The Screen International Best Pitch Award was presented for the third time during Tallinn’s Baltic Event co-production market (Dec 1-3). This year’s winners, Russian director Alexei German Jr and producer Artem Vassiliev, talk about their project Under Electric Clouds.

German Jr., who made his feature film debut with The Last Train, which premiered at the Venice Film Festival in 2003, has been working on the screenplay for his fourth feature for the past year and a half, and it will be his first film where the story takes place in the present time.

“We would like to have a look at Russia from different perspectives and points of view,” German Jr. explains. “And reflect on the present day through several different stories where war and peace, poverty and wealth, the past and the future co-exist.”

The six interwoven storylines — one, for example, about a worker from Kirgizia coming to Moscow without any knowledge of Russian and another about a young soldier in his first battle in a distant war — will take place from summer to winter and be set in big cities as well as in the outlying parts of modern Russia.

According to German Jr, the film will “continue the heritage of the Russian cinema, creating a bridge between tradition and modern film language and being accessible for viewers of various countries.”

The project was first pitched this year at the Connecting Cottbus East-West Co-Production Market in Germany at the beginning of November. “We received several proposals from potential German co-producers and also saw interest from German [public] film funds,” producer Vassiliev recalls.

He had previously attended Connecting Cottbus with Ilya Khrzhanovsky’s Dau, which is currently in production and being produced by Phenomen Films, a company he left this year.

Under Electric Clouds is being produced by Vassiliev’s own Moscow-based film and television production outfit Metrafilms, Vassiliev having handled German Jr’s 2008 film Paper Soldier during his time at Phenomen.

Vassiliev and German Jr came to Tallinn at the beginning of December with around $2.6m (Euros 2m) of the film’s $4.2m (Euros 3.2m) budget in place. “We’ve received around $1m support from the Russian Ministry of Culture and hope to receive around $1m from the Ministry of Culture and Tourism of Ukraine.

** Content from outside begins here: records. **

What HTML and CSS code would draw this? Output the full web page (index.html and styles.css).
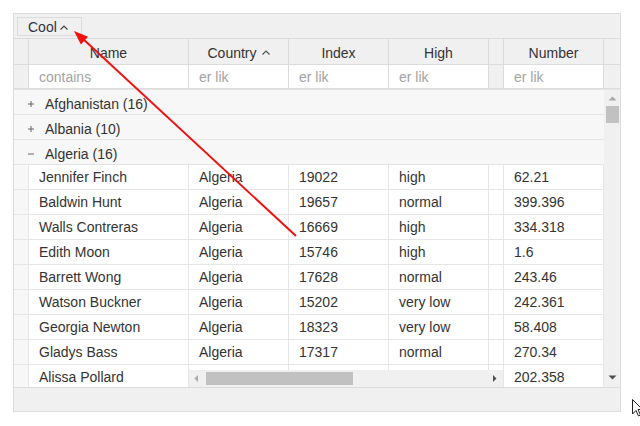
FILE: index.html
```html
<!DOCTYPE html>
<html>
<head>
<meta charset="utf-8">
<link rel="stylesheet" href="styles.css">
</head>
<body>
<div class="grid">
  <div class="group-panel">
    <span class="chip">Cool<svg class="chev" width="8" height="5" viewBox="0 0 8 5"><polyline points="0.5,4.5 4,1 7.5,4.5" fill="none" stroke="#444" stroke-width="1.2"/></svg></span>
  </div>
  <div class="head-row">
    <div class="hc indent"></div>
    <div class="hc name">Name</div>
    <div class="hc w100">Country<svg class="chev" width="8" height="5" viewBox="0 0 8 5"><polyline points="0.5,4.5 4,1 7.5,4.5" fill="none" stroke="#555" stroke-width="1.2"/></svg></div>
    <div class="hc w100">Index</div>
    <div class="hc w100">High</div>
    <div class="hc gap"></div>
    <div class="hc w100">Number</div>
    <div class="hc vs"></div>
  </div>
  <div class="filter-row">
    <div class="fc indent"></div>
    <div class="fc name input">contains</div>
    <div class="fc w100 input">er lik</div>
    <div class="fc w100 input">er lik</div>
    <div class="fc w100 input">er lik</div>
    <div class="fc gap"></div>
    <div class="fc w100 input">er lik</div>
    <div class="fc vs"></div>
  </div>
  <div class="body">
    <div class="rows">
      <div class="grow"><svg class="tog" width="14" height="8" viewBox="0 0 14 8"><path d="M4 4h6M7 1v6" stroke="#666" stroke-width="1"/></svg>Afghanistan (16)</div>
      <div class="grow"><svg class="tog" width="14" height="8" viewBox="0 0 14 8"><path d="M4 4h6M7 1v6" stroke="#666" stroke-width="1"/></svg>Albania (10)</div>
      <div class="grow"><svg class="tog" width="14" height="8" viewBox="0 0 14 8"><path d="M4 4h6" stroke="#666" stroke-width="1"/></svg>Algeria (16)</div>
      <div class="row"><div class="dc indent"></div><div class="dc name">Jennifer Finch</div><div class="dc w100">Algeria</div><div class="dc w100">19022</div><div class="dc w100">high</div><div class="dc gap"></div><div class="dc w100">62.21</div></div>
      <div class="row"><div class="dc indent"></div><div class="dc name">Baldwin Hunt</div><div class="dc w100">Algeria</div><div class="dc w100">19657</div><div class="dc w100">normal</div><div class="dc gap"></div><div class="dc w100">399.396</div></div>
      <div class="row"><div class="dc indent"></div><div class="dc name">Walls Contreras</div><div class="dc w100">Algeria</div><div class="dc w100">16669</div><div class="dc w100">high</div><div class="dc gap"></div><div class="dc w100">334.318</div></div>
      <div class="row"><div class="dc indent"></div><div class="dc name">Edith Moon</div><div class="dc w100">Algeria</div><div class="dc w100">15746</div><div class="dc w100">high</div><div class="dc gap"></div><div class="dc w100">1.6</div></div>
      <div class="row"><div class="dc indent"></div><div class="dc name">Barrett Wong</div><div class="dc w100">Algeria</div><div class="dc w100">17628</div><div class="dc w100">normal</div><div class="dc gap"></div><div class="dc w100">243.46</div></div>
      <div class="row"><div class="dc indent"></div><div class="dc name">Watson Buckner</div><div class="dc w100">Algeria</div><div class="dc w100">15202</div><div class="dc w100">very low</div><div class="dc gap"></div><div class="dc w100">242.361</div></div>
      <div class="row"><div class="dc indent"></div><div class="dc name">Georgia Newton</div><div class="dc w100">Algeria</div><div class="dc w100">18323</div><div class="dc w100">very low</div><div class="dc gap"></div><div class="dc w100">58.408</div></div>
      <div class="row"><div class="dc indent"></div><div class="dc name">Gladys Bass</div><div class="dc w100">Algeria</div><div class="dc w100">17317</div><div class="dc w100">normal</div><div class="dc gap"></div><div class="dc w100">270.34</div></div>
      <div class="row"><div class="dc indent"></div><div class="dc name">Alissa Pollard</div><div class="dc w100">Algeria</div><div class="dc w100">16340</div><div class="dc w100">high</div><div class="dc gap"></div><div class="dc w100">202.358</div></div>
      <div class="hscroll">
        <svg class="harrow" width="5" height="7" viewBox="0 0 5 7"><polygon points="4,0 4,7 0.5,3.5" fill="#a8a8a8"/></svg>
        <div class="hthumb"></div>
        <svg class="harrow right" width="5" height="7" viewBox="0 0 5 7"><polygon points="1,0 1,7 4.5,3.5" fill="#505050"/></svg>
      </div>
    </div>
    <div class="vscroll">
      <svg class="varrow" width="9" height="5" viewBox="0 0 9 5"><polygon points="0.5,4.5 8.5,4.5 4.5,0.5" fill="#a8a8a8"/></svg>
      <div class="vthumb"></div>
      <div class="vspace"></div>
      <svg class="varrow" width="9" height="5" viewBox="0 0 9 5"><polygon points="0.5,0.5 8.5,0.5 4.5,4.5" fill="#505050"/></svg>
    </div>
  </div>
  <div class="footer"></div>
</div>
<svg class="overlay" width="640" height="426" viewBox="0 0 640 426">
  <line x1="296" y1="236" x2="82" y2="38" stroke="#f01010" stroke-width="2"/>
  <polygon points="74,31 80.9,44.5 88,36.8" fill="#f01010"/>
  <polygon points="632.5,399.5 632.5,414 636,410.5 638.5,416 640.5,415 638,409.5 642.5,409.5" fill="#fff" stroke="#222" stroke-width="1"/>
</svg>
</body>
</html>
```

FILE: styles.css
```css
* { box-sizing: border-box; }
body {
  margin: 0;
  padding: 13px;
  font-family: "Liberation Sans", Arial, sans-serif;
  font-size: 14px;
  color: #333;
  background: #fff;
}
.grid {
  width: 608px;
  border: 1px solid #dcdcdc;
  background: #f0f0f0;
}
.group-panel {
  height: 24px;
  padding: 3px 0 0 3px;
}
.chip {
  display: inline-flex;
  align-items: flex-start;
  height: 19px;
  border: 1px solid #dcdcdc;
  padding: 1px 13px 0 10px;
  color: #2f3440;
  line-height: 17px;
}
.chip .chev { margin-left: 3px; margin-top: 6px; }
.head-row, .filter-row {
  display: flex;
}
.head-row {
  border-top: 1px solid #dcdcdc;
  border-bottom: 1px solid #dcdcdc;
}
.hc {
  height: 25px;
  padding-top: 5px;
  line-height: 19px;
  text-align: center;
  border-right: 1px solid #dcdcdc;
  display: flex;
  justify-content: center;
  align-items: flex-start;
}
.hc .chev { margin-left: 5px; margin-top: 6px; }
.indent { width: 15px; }
.name { width: 160px; }
.w100 { width: 100px; }
.gap { width: 15px; }
.hc.vs, .fc.vs { width: 16px; border-right: none; }
.filter-row { border-bottom: 1px solid #dcdcdc; }
.fc {
  height: 23px;
  padding-top: 1px;
  line-height: 22px;
  border-right: 1px solid #dcdcdc;
}
.fc.input {
  background: #fff;
  color: #a3a3a3;
  padding-left: 10px;
}
.body {
  display: flex;
  border-top: 1px solid #e4e4e4;
  height: 298px;
}
.rows {
  position: relative;
  width: 590px;
  height: 297px;
  overflow: hidden;
  background: #fff;
}
.grow {
  height: 25px;
  border-bottom: 1px solid #e4e4e4;
  background: #f7f7f7;
  padding: 4px 0 0 10px;
  line-height: 20px;
  display: flex;
  align-items: flex-start;
}
.tog { margin: 6px 7px 0 0; }
.row {
  display: flex;
  height: 25px;
  border-bottom: 1px solid #e6e6e6;
}
.dc {
  line-height: 24px;
  padding-left: 10px;
  border-right: 1px solid #e6e6e6;
  white-space: nowrap;
  overflow: hidden;
}
.dc.indent { background: #f7f7f7; padding: 0; }
.dc.gap { padding: 0; }
.hscroll {
  position: absolute;
  left: 175px;
  bottom: 0;
  width: 314px;
  height: 17px;
  background: #f0f0f0;
  display: flex;
  align-items: center;
}
.harrow { margin-left: 5px; }
.hthumb {
  width: 147px;
  height: 13px;
  background: #c1c1c1;
  margin-left: 7px;
}
.harrow.right { margin-left: auto; margin-right: 6px; }
.vscroll {
  width: 16px;
  height: 297px;
  background: #f0f0f0;
  display: flex;
  flex-direction: column;
  align-items: center;
}
.varrow { margin-top: 6px; flex: none; }
.vthumb {
  width: 13px;
  height: 17px;
  background: #c1c1c1;
  margin-top: 5px;
  flex: none;
}
.vspace { flex: 1; }
.vscroll .varrow:last-child { margin: 0 0 7px; }
.footer {
  height: 24px;
  border-top: 1px solid #dcdcdc;
  background: #f0f0f0;
}
.overlay {
  position: absolute;
  left: 0;
  top: 0;
  pointer-events: none;
}
```
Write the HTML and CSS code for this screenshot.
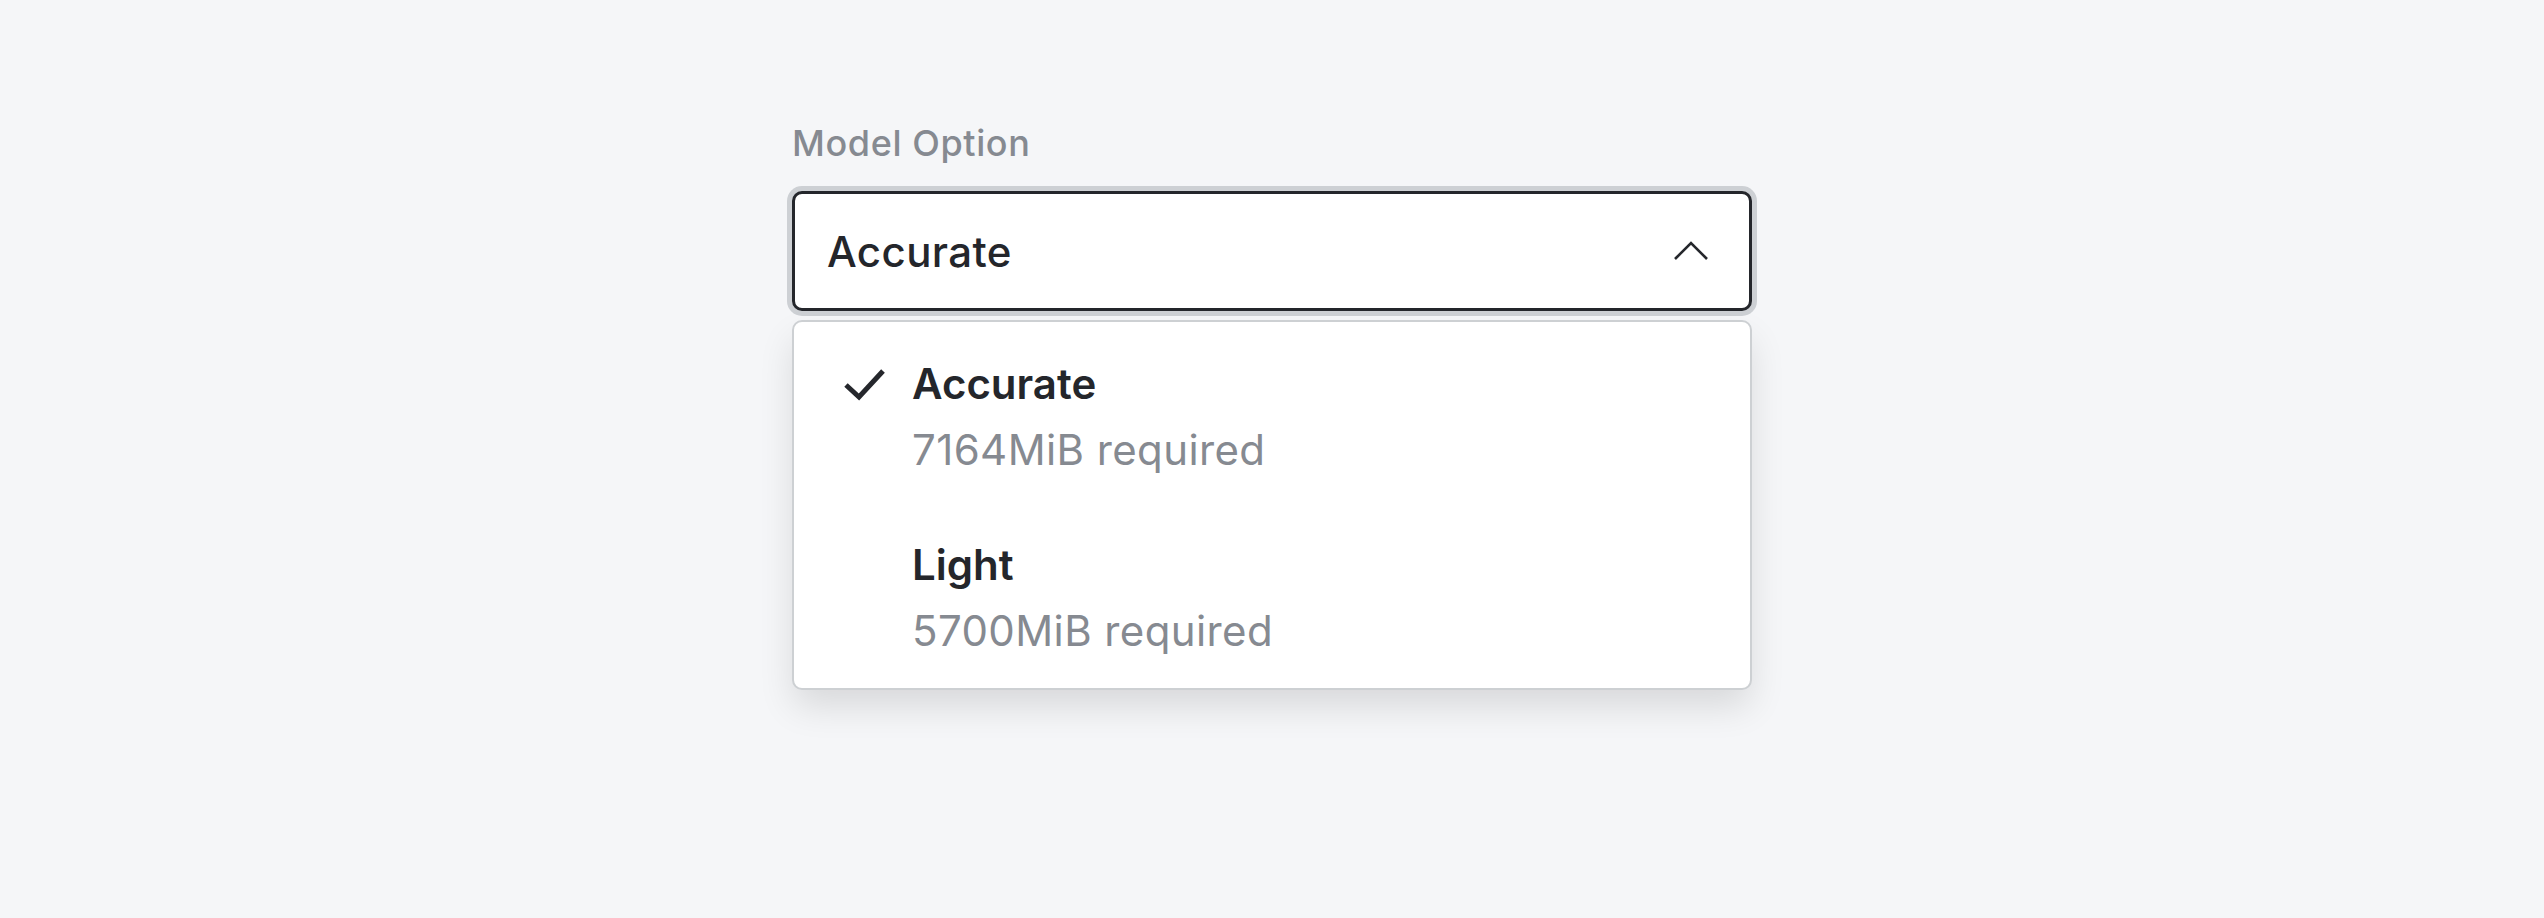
FILE: index.html
```html
<!DOCTYPE html>
<html>
<head>
  <title>Model Option</title>
  <link rel="stylesheet" href="styles.css">
</head>
<body>
  <div class="campo">
    <label class="rotulo">Model Option</label>
    <div class="seletor">
      <span class="seletor-valor">Accurate</span>
      <svg class="seta" width="36" height="20" viewBox="0 0 36 20">
        <polyline points="2,18 18,2 34,18" fill="none" stroke="#25272c" stroke-width="2.6"/>
      </svg>
    </div>

    <ul class="lista">
      <li class="opcao selecionada">
        <span class="marca">
          <svg width="44" height="36" viewBox="0 0 44 36">
            <polyline points="4,18 17,30 41,4" fill="none" stroke="#25272c" stroke-width="5"/>
          </svg>
        </span>
        <div class="opcao-texto">
          <div class="opcao-nome">Accurate</div>
          <div class="opcao-info">7164MiB required</div>
        </div>
      </li>
      <li class="opcao">
        <span class="marca"></span>
        <div class="opcao-texto">
          <div class="opcao-nome">Light</div>
          <div class="opcao-info">5700MiB required</div>
        </div>
      </li>
    </ul>
  </div>
</body>
</html>
```

FILE: styles.css
```css
body {
  margin: 0;
  min-height: 100vh;
  background: #f5f6f8;
  font-family: 'Inter', 'Noto Sans', sans-serif;
  color: #24262b;
}

.campo {
  width: 960px;
  margin: 0 auto;
  padding: 121px 0 120px;
}

.rotulo {
  display: block;
  font-size: 36px;
  line-height: 44px;
  font-weight: 500;
  letter-spacing: 0.6px;
  color: #868a91;
  margin-bottom: 26px;
}

.seletor {
  height: 120px;
  box-sizing: border-box;
  border: 3px solid #24262b;
  border-radius: 10px;
  background: white;
  box-shadow: 0 0 0 5px #cdd0d4;
  display: flex;
  align-items: center;
  justify-content: space-between;
  padding: 0 40px 0 32px;
}

.seletor-valor {
  font-size: 42px;
  font-weight: 500;
  letter-spacing: 0.4px;
}

.seta {
  display: block;
}

.lista {
  list-style: none;
  margin: 9px 0 0;
  padding: 4px 0 0;
  background: white;
  border: 2px solid #cdd0d3;
  border-radius: 10px;
  box-shadow: 0 18px 36px -2px rgba(0, 0, 0, 0.12);
}

.opcao {
  display: flex;
  padding: 25px 0 24px 48px;
  gap: 26px;
}

.marca {
  width: 44px;
  flex-shrink: 0;
  padding-top: 16px;
}

.marca svg {
  display: block;
}

.opcao-nome {
  font-size: 42px;
  line-height: 66px;
  font-weight: 600;
}

.opcao-info {
  font-size: 42px;
  line-height: 66px;
  letter-spacing: 0.4px;
  color: #868a91;
}
```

We also have financial partners in Russia.”

In addition, Vassiliev is in negotiations with Rossiya TV Channel about coming onboard. “They like the project, but we are still in discussion about the size of their possible participation,” he says.

Coming to the Baltic Event, they were aiming to find co-producers and a sales agent for the project. “At the moment, we are targeting mainly Germany and France, although we received some proposals from other countries such as Finland and Holland. We had some useful meetings during the Baltic Event, but we didn’t make any final deals yet – we are planning to do this within the next month and a half.”

“Ideally, we would like to start the pre-production at the end of February and start shooting in summer 2011,” Vassiliev explains. “We are planning to shoot in Moscow, St. Petersburg, Kiev and the Crimea in the Ukraine. But there is approximately a week of studio interior shooting which we can do abroad.”

He admits that Under Electric Clouds won’t be an easy project logistically. “We have six different stories in one film with different casts and locations. The challenge is to find an appropriate production combination which is working toward the main creative idea.”